# Sig Request



## UFC_OWNS (Jul 7, 2010)

Patrice O'Neal and write somewhere RIP Patrice O'Neal 1969-2011 charming half of heaven and infuriating half and then switching. 2 mil in creds for person who does it thanks. Use these photos


----------



## UFC_OWNS (Jul 7, 2010)

bumpitidy bump bump


----------



## Rusty (Apr 13, 2010)

Good luck on getting anyone to do a sig owns. I can't remember the last time anyone helped out someone else on here sig wise:thumbsdown:


----------



## UFC_OWNS (Jul 7, 2010)

whaaa, has all the sig creators fecked off or something?


----------



## Rusty (Apr 13, 2010)

Just not that much call for it nowadays it seems. You gotta change that avy though bro. Disturbing to say the least


----------



## UFC_OWNS (Jul 7, 2010)

Rusty said:


> Just not that much call for it nowadays it seems. You gotta change that avy though bro.
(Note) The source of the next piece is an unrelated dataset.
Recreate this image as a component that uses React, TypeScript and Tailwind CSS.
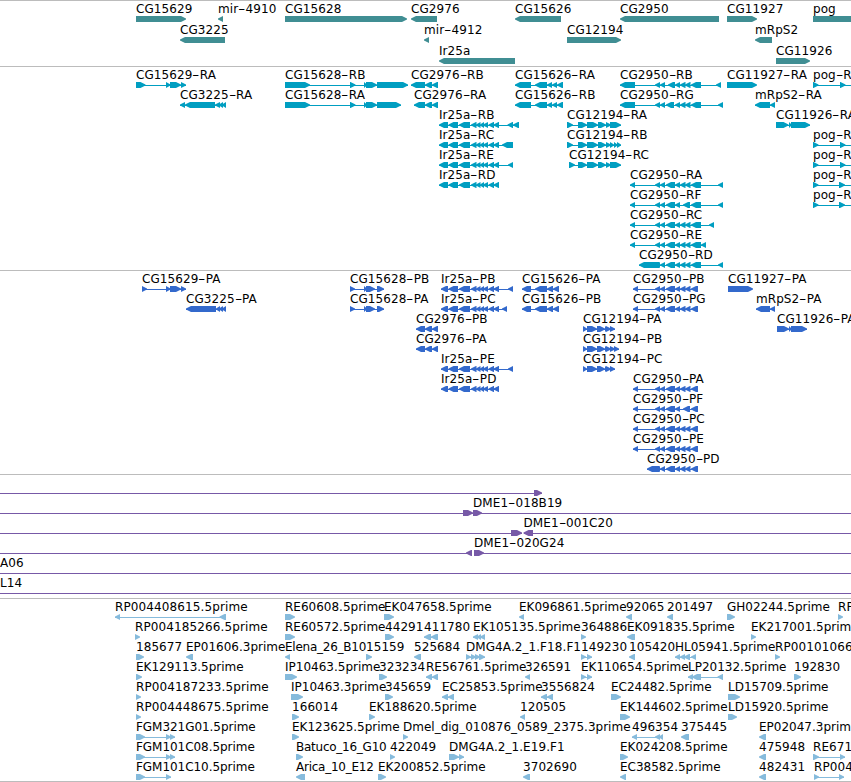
import React from 'react';
import { clsx } from 'clsx';

type Strand = '+' | '-';

// [label, strand, exon start/end pairs]
type Feature = [string, Strand, number[]];

interface TrackData {
  name: string;
  color: string;
  rowClass: string;
  lastClass?: string;
  rows: Feature[][];
}

const VIEW_WIDTH = 851;

// Exons shared between several isoforms
const ir25aCore = [448.5, 458, 459, 470, 471, 476.5, 476, 480.5, 480, 484, 483, 488, 488.5, 494, 493.5, 499];
const cg2950Core = [655, 660, 660, 665, 666, 675, 675, 680, 680, 685.5, 685, 690.5];
const cg2950F = [655, 660, 660, 665, 666, 675, 675, 680, 683, 690];
const cg12194Core = [578, 587, 587, 598, 598, 606, 606, 611];
const cg15626Rna = [515, 531, 535, 547, 547, 552, 552, 557, 557, 563];
const cg15626Cds = [522, 531, 535, 547, 547, 553, 553, 559];
const cg15628Cds = [350, 355, 364, 367, 366, 375, 377, 384];
const cg12194Cds = [583, 587, 587, 597, 597, 605, 605, 608, 606, 611, 610, 615];
const cg2950Cds = [633, 638, ...cg2950Core, 691, 698];

const genes: Feature[][] = [
  [
    ['CG15629', '+', [136, 186]],
    ['mir-4910', '-', [218, 223]],
    ['CG15628', '+', [285, 407]],
    ['CG2976', '-', [411, 437]],
    ['CG15626', '-', [515, 561]],
    ['CG2950', '-', [620, 719]],
    ['CG11927', '+', [727, 757]],
    ['pog', '+', [813, 870]],
  ],
  [
    ['CG3225', '-', [180, 225]],
    ['mir-4912', '-', [424, 429]],
    ['CG12194', '+', [567, 621]],
    ['mRpS2', '-', [755, 772]],
  ],
  [
    ['Ir25a', '-', [439, 515]],
    ['CG11926', '+', [776, 810]],
  ],
];

const transcripts: Feature[][] = [
  [
    ['CG15629-RA', '+', [136, 145.5, 166, 170.5, 170, 181, 181, 186]],
    ['CG15628-RB', '+', [285, 310, 350, 355.5, 364, 367, 366, 377, 377, 408]],
    ['CG2976-RB', '-', [411, 425, 425, 432, 432, 438]],
    ['CG15626-RA', '-', cg15626Rna],
    ['CG2950-RB', '-', [620, 635, 655, 660, 660, 665, 668, 675, 675, 680, 680, 685.5, 685, 690.5, 691, 701, 716, 721]],
    ['CG11927-RA', '+', [727, 757]],
    ['pog-RA', '+', [813, 818.5, 840, 845.5, 870, 880]],
  ],
  [
    ['CG3225-RA', '-', [180, 185, 185, 215, 215, 220, 219, 223, 222, 226]],
    ['CG15628-RA', '+', [285, 310, 350, 355.5, 364, 367, 366, 377, 377, 401]],
    ['CG2976-RA', '-', [414, 425, 425, 432, 432, 438]],
    ['CG15626-RB', '-', cg15626Rna],
    ['CG2950-RG', '-', [620, 635, 655, 660, 660, 665, 666, 674, 675, 680, 680, 685.5, 685, 690.5, 691, 701, 718, 723]],
    ['mRpS2-RA', '-', [755, 770, 770, 775]],
  ],
  [
    ['Ir25a-RB', '-', [439, 448, ...ir25aCore, 507.5, 513, 513, 519]],
    ['CG12194-RA', '+', [567, 573, ...cg12194Core, 610, 621]],
    ['CG11926-RA', '+', [776, 788.5, 789, 791.5, 791, 810]],
  ],
  [
    ['Ir25a-RC', '-', [439, 448, ...ir25aCore, 502, 513]],
    ['CG12194-RB', '+', [567, 573, ...cg12194Core, 610, 614, 614, 617.5, 617, 621]],
    ['pog-RB', '+', [813, 818.5, 840, 845.5, 870, 880]],
  ],
  [
    ['Ir25a-RE', '-', [439, 448, ...ir25aCore, 508, 513]],
    ['CG12194-RC', '+', [569, 575, ...cg12194Core, 610, 621]],
    ['pog-RC', '+', [813, 818.5, 840, 845.5, 870, 880]],
  ],
  [
    ['Ir25a-RD', '-', [439, 448, ...ir25aCore]],
    ['CG2950-RA', '-', [630, 635, ...cg2950Core, 691, 701, 718, 723]],
    ['pog-RD', '+', [813, 818.5, 839, 845, 870, 880]],
  ],
  [
    ['CG2950-RF', '-', [630, 635, ...cg2950F, 691, 701, 718, 723]],
    ['pog-RE', '+', [813, 818.5, 839, 845, 870, 880]],
  ],
  [['CG2950-RC', '-', [630, 635, ...cg2950Core, 691, 701, 709, 714]]],
  [['CG2950-RE', '-', [630, 635, ...cg2950Core, 691, 701, 701, 706]]],
  [['CG2950-RD', '-', [639, 659, ...cg2950Core, 691, 701, 718, 723]]],
];

const cds: Feature[][] = [
  [
    ['CG15629-PA', '+', [142, 147, 166, 170.5, 170, 181, 181, 186]],
    ['CG15628-PB', '+', cg15628Cds],
    ['Ir25a-PB', '-', [441, 448, ...ir25aCore, 508, 513]],
    ['CG15626-PA', '-', cg15626Cds],
    ['CG2950-PB', '-', cg2950Cds],
    ['CG11927-PA', '+', [728, 753]],
  ],
  [
    ['CG3225-PA', '-', [186, 216, 216, 220, 219, 223, 222, 226]],
    ['CG15628-PA', '+', cg15628Cds],
    ['Ir25a-PC', '-', [441, 448, ...ir25aCore, 502, 507]],
    ['CG15626-PB', '-', cg15626Cds],
    ['CG2950-PG', '-', cg2950Cds],
    ['mRpS2-PA', '-', [756, 770, 770, 775]],
  ],
  [
    ['CG2976-PB', '-', [416, 425, 425, 432, 432, 438]],
    ['CG12194-PA', '+', cg12194Cds],
    ['CG11926-PA', '+', [777, 789, 789, 791.5, 791, 807]],
  ],
  [
    ['CG2976-PA', '-', [416, 425, 425, 432, 432, 438]],
    ['CG12194-PB', '+', [...cg12194Cds, 614, 619]],
  ],
  [
    ['Ir25a-PE', '-', [441, 448, ...ir25aCore, 508, 513]],
    ['CG12194-PC', '+', cg12194Cds],
  ],
  [
    ['Ir25a-PD', '-', [441, 448, ...ir25aCore]],
    ['CG2950-PA', '-', cg2950Cds],
  ],
  [['CG2950-PF', '-', [633, 638, ...cg2950F, 691, 698]]],
  [['CG2950-PC', '-', cg2950Cds]],
  [['CG2950-PE', '-', cg2950Cds]],
  [['CG2950-PD', '-', [647, 659, ...cg2950Core, 691, 698]]],
];

// Clones run past both edges of the view
const clones: Feature[][] = [
  [['', '+', [-20, -10, 534, 542]]],
  [
    ['', '+', [-20, -10, 463, 473]],
    ['DME1-018B19', '+', [473, 482, 870, 880]],
  ],
  [
    ['', '+', [-20, -10, 511, 522]],
    ['DME1-001C20', '-', [523.5, 533, 870, 880]],
  ],
  [
    ['', '-', [-20, -10, 466, 472]],
    ['DME1-020G24', '+', [474, 484, 870, 880]],
  ],
  [['A06', '+', [0, 0, 870, 880]]],
  [['L14', '+', [0, 0, 870, 880]]],
];

const ests: Feature[][] = [
  [
    ['RP004408615.5prime', '-', [115, 120, 219.5, 226]],
    ['RE60608.5prime', '+', [285, 295]],
    ['EK047658.5prime', '+', [384, 394]],
    ['EK096861.5prime', '-', [519, 524]],
    ['92065', '-', [626, 632]],
    ['201497', '-', [667, 673]],
    ['GH02244.5prime', '+', [727, 735]],
    ['RP', '+', [838, 843]],
  ],
  [
    ['RP004185266.5prime', '+', [135, 140]],
    ['RE60572.5prime', '+', [285, 295]],
    ['44291', '+', [385, 394]],
    ['411780', '-', [424, 431, 431, 438]],
    ['EK105135.5prime', '-', [473, 478, 477, 481, 480, 485]],
    ['364886', '+', [581, 586]],
    ['EK091835.5prime', '-', [627, 635]],
    ['EK217001.5prime', '+', [751, 756]],
  ],
  [
    ['185677', '+', [136, 144]],
    ['EP01606.3prime', '-', [186, 193]],
    ['Elena_26_B10', '-', [285, 290]],
    ['15159', '+', [366, 372]],
    ['525684', '-', [414, 421]],
    ['DMG4A.2_1.F18.F1', '+', [466, 471, 471, 476, 475, 480, 479, 485]],
    ['149230', '+', [581, 586, 587, 592]],
    ['105420', '-', [629, 635]],
    ['HL05941.5prime', '-', [675, 680, 680, 685, 684, 690, 691, 696]],
    ['RP00101066', '+', [775, 780]],
  ],
  [
    ['EK129113.5prime', '+', [136, 142]],
    ['IP10463.5prime', '+', [285, 297]],
    ['323234', '+', [379, 387]],
    ['RE56761.5prime', '-', [426, 432, 432, 438]],
    ['326591', '-', [525, 530]],
    ['EK110654.5prime', '+', [581, 586, 587, 592]],
    ['LP20132.5prime', '-', [688, 693, 692, 701, 717.5, 723]],
    ['192830', '+', [794, 801]],
  ],
  [
    ['RP004187233.5prime', '+', [136, 141]],
    ['IP10463.3prime', '+', [291, 303]],
    ['345659', '+', [385, 393]],
    ['EC25853.5prime', '-', [442, 448, 448, 454]],
    ['3556824', '-', [541, 547, 547, 553]],
    ['EC24482.5prime', '+', [611, 621]],
    ['LD15709.5prime', '+', [728, 740]],
  ],
  [
    ['RP004448675.5prime', '+', [136, 141]],
    ['166014', '+', [292, 299]],
    ['EK188620.5prime', '+', [369, 375]],
    ['120505', '-', [520, 525]],
    ['EK144602.5prime', '+', [620, 630]],
    ['LD15920.5prime', '+', [728, 737]],
  ],
  [
    ['FGM321G01.5prime', '+', [136, 145, 166, 171, 170, 175]],
    ['EK123625.5prime', '+', [292, 299]],
    ['Dmel_dig_010876_0589_2375.3prime', '+', [403, 408]],
    ['496354', '-', [632, 637, 655, 660, 659, 663]],
    ['375445', '-', [681, 689]],
    ['EP02047.3prime', '-', [759, 766]],
  ],
  [
    ['FGM101C08.5prime', '+', [136, 145, 166, 171, 170, 175]],
    ['Batuco_16_G10', '+', [296, 303]],
    ['422049', '+', [390, 395]],
    ['DMG4A.2_1.E19.F1', '+', [449, 459, 459, 464]],
    ['EK024208.5prime', '+', [620, 628]],
    ['475948', '-', [759, 766]],
    ['RE671', '+', [813, 819, 840, 845]],
  ],
  [
    ['FGM101C10.5prime', '+', [136, 145, 166, 171]],
    ['Arica_10_E12', '-', [296, 305]],
    ['EK200852.5prime', '+', [378, 386]],
    ['3702690', '-', [523, 530]],
    ['EC38582.5prime', '-', [620, 626]],
    ['482431', '-', [759, 766]],
    ['RP004', '+', [814, 819, 839, 844]],
  ],
];

const tracks: TrackData[] = [
  { name: 'genes', color: 'text-[#408e93]', rowClass: 'h-[21px]', rows: genes },
  { name: 'transcripts', color: 'text-[#009ec1]', rowClass: 'h-5', lastClass: 'pb-px', rows: transcripts },
  { name: 'cds', color: 'text-[#3369cc]', rowClass: 'h-5', lastClass: 'pb-px', rows: cds },
  { name: 'clones', color: 'text-[#7759a7]', rowClass: 'h-5', lastClass: 'pb-px', rows: clones },
  { name: 'ests', color: 'text-[#86bbdc]', rowClass: 'h-5', rows: ests },
];

function arrowPoints(start: number, end: number, strand: Strand) {
  const head = Math.min(end - start, 5);
  if (strand === '+') {
    return `${start},0 ${end - head},0 ${end},2.5 ${end},3.5 ${end - head},6 ${start},6`;
  }
  return `${end},0 ${start + head},0 ${start},2.5 ${start},3.5 ${start + head},6 ${end},6`;
}

function trackingFor(label: string) {
  if (/^[A-Z][a-z]+_\d+_/.test(label)) return 'tracking-[-0.25px]';
  if (label.startsWith('FGM')) return 'tracking-[-0.05px]';
  if (label.startsWith('RP')) return 'tracking-[0.12px]';
  if (label.endsWith('prime')) return 'tracking-[0px]';
  return 'tracking-[0.07px]';
}

function Label({ text, x }: { text: string; x: number }) {
  const [head, tail] = text.split('-');

  return (
    <span className={clsx('absolute top-0 whitespace-pre', trackingFor(text))} style={{ left: x }}>
      {head}
      {tail && <span className="inline-block origin-left scale-x-[1.7] mr-[3px]">-</span>}
      {tail}
    </span>
  );
}

function Glyph({ strand, exons }: { strand: Strand; exons: number[] }) {
  const arrows: string[] = [];
  for (let i = 0; i < exons.length; i += 2) {
    arrows.push(arrowPoints(exons[i], exons[i + 1], strand));
  }
  const start = exons[0];
  const end = exons[exons.length - 1];

  return (
    <g>
      {exons.length > 2 && <rect x={start} y={3} width={end - start} height={1} shapeRendering="crispEdges" />}
      {arrows.map((points, i) => (
        <polygon key={i} points={points} />
      ))}
    </g>
  );
}

function Row({ features, className, color }: { features: Feature[]; className: string; color: string }) {
  return (
    <div className={clsx('flex flex-col', className)}>
      <div className="relative h-[13px]">
        {features
          .filter(([label]) => label)
          .map(([label, , exons]) => (
            <Label key={label} text={label} x={exons[0]} />
          ))}
      </div>
      <svg className={clsx('block h-1.5 shrink-0', color)} width={VIEW_WIDTH} height={6} fill="currentColor">
        {features.map(([, strand, exons], i) => (
          <Glyph key={i} strand={strand} exons={exons} />
        ))}
      </svg>
    </div>
  );
}

export default function App() {
  return (
    <div className="w-[851px] h-[782px] overflow-hidden bg-white text-black text-[12px] leading-[13px] font-['DejaVu_Sans',sans-serif]">
      {tracks.map(track => (
        <section key={track.name} className={clsx('border-t border-[#bcbcbc] pt-0.5', track.lastClass)}>
          {track.rows.map((features, i) => (
            <Row key={i} features={features} className={track.rowClass} color={track.color} />
          ))}
        </section>
      ))}
      <div className="border-t border-[#bcbcbc]" />
    </div>
  );
}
Disturbing to say the least


and kill this strange boner I have going? not on your life rusty


----------



## Toxic (Mar 1, 2007)

I would have done something sooner but when I saw him in your sig I thought this request had been filled.


----------



## UFC_OWNS (Jul 7, 2010)

Toxic said:


> I would have done something sooner but when I saw him in your sig I thought this request had been filled.


thank you so much toxic im sending you creds now ill get rauno to replace my patrice sig above my spoiler tags


----------